Before finishing his remarks Patrick admonished the CCC’s efforts in continuing to fight Cape Wind. He said, “The Massachusetts Energy Facilities Siting Board has always been able to override local boards…always.” Whether the decision stands is up in the air, but what we know for sure is the battle isn’t over yet.
January 16th, 2009 by Daniel Coffin
It actually happened.
Just a sampling: “Analysis finds impacts are expected to be mostly negligible or minor; some moderate
impacts were found.”
Read about the rest here: http://mms.gov/
Update: at the Cape Wind press conference. They’ve brought out Rep. Matt Patrick, Clean Power Now’s Barbara Hill and IBEW’s Marty Aikens.
December 19th, 2008 by James Zhen
This winter’s first major snowstorm is currently dumping half a foot of snow across southern New England, and the meteorological tower installed in the middle of Nantucket Sound by Cape Wind Associates continues to collect data.
According to the Cape Windwebsite, the average wind speed over the past hour has been 35 knots, with the highest sustained wind gust at 43 knots. By Cape Wind’s calculations, the proposed wind farm would have generated 422 MWh, which is close to the maximum 468 MW of power that Cape Wind is rated to produce. For comparison’s sake, Cape Wind is expected to average 170 MW of power.

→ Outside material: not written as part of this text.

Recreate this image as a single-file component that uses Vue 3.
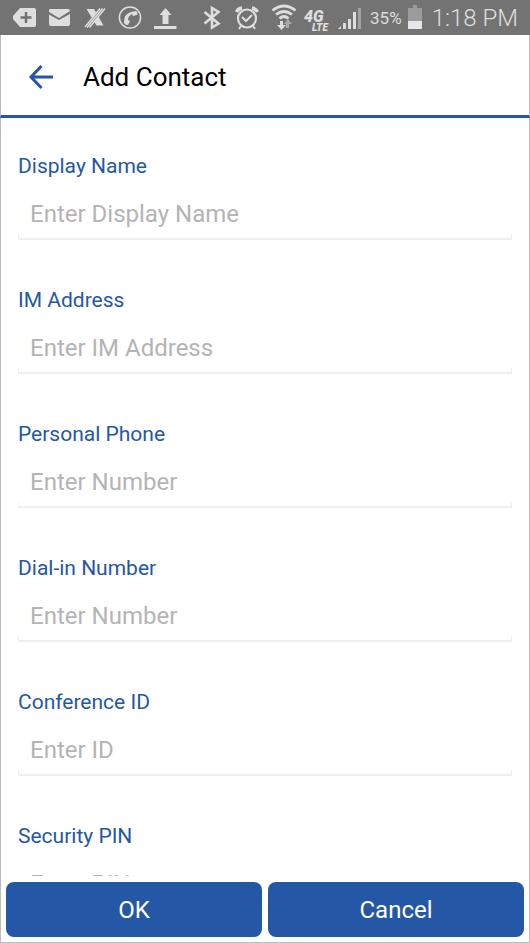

But would the turbines be able to generate power when the winds are blowing as hard as they currently are? According to the American Wind Energy Association, the answer is yes. Turbine manufacturers design their turbines to withstand wind speeds of up to 50 miles per hour. In more extreme weather conditions, the turbine blades turn out of the wind, thus slowing down the rotation of the blades.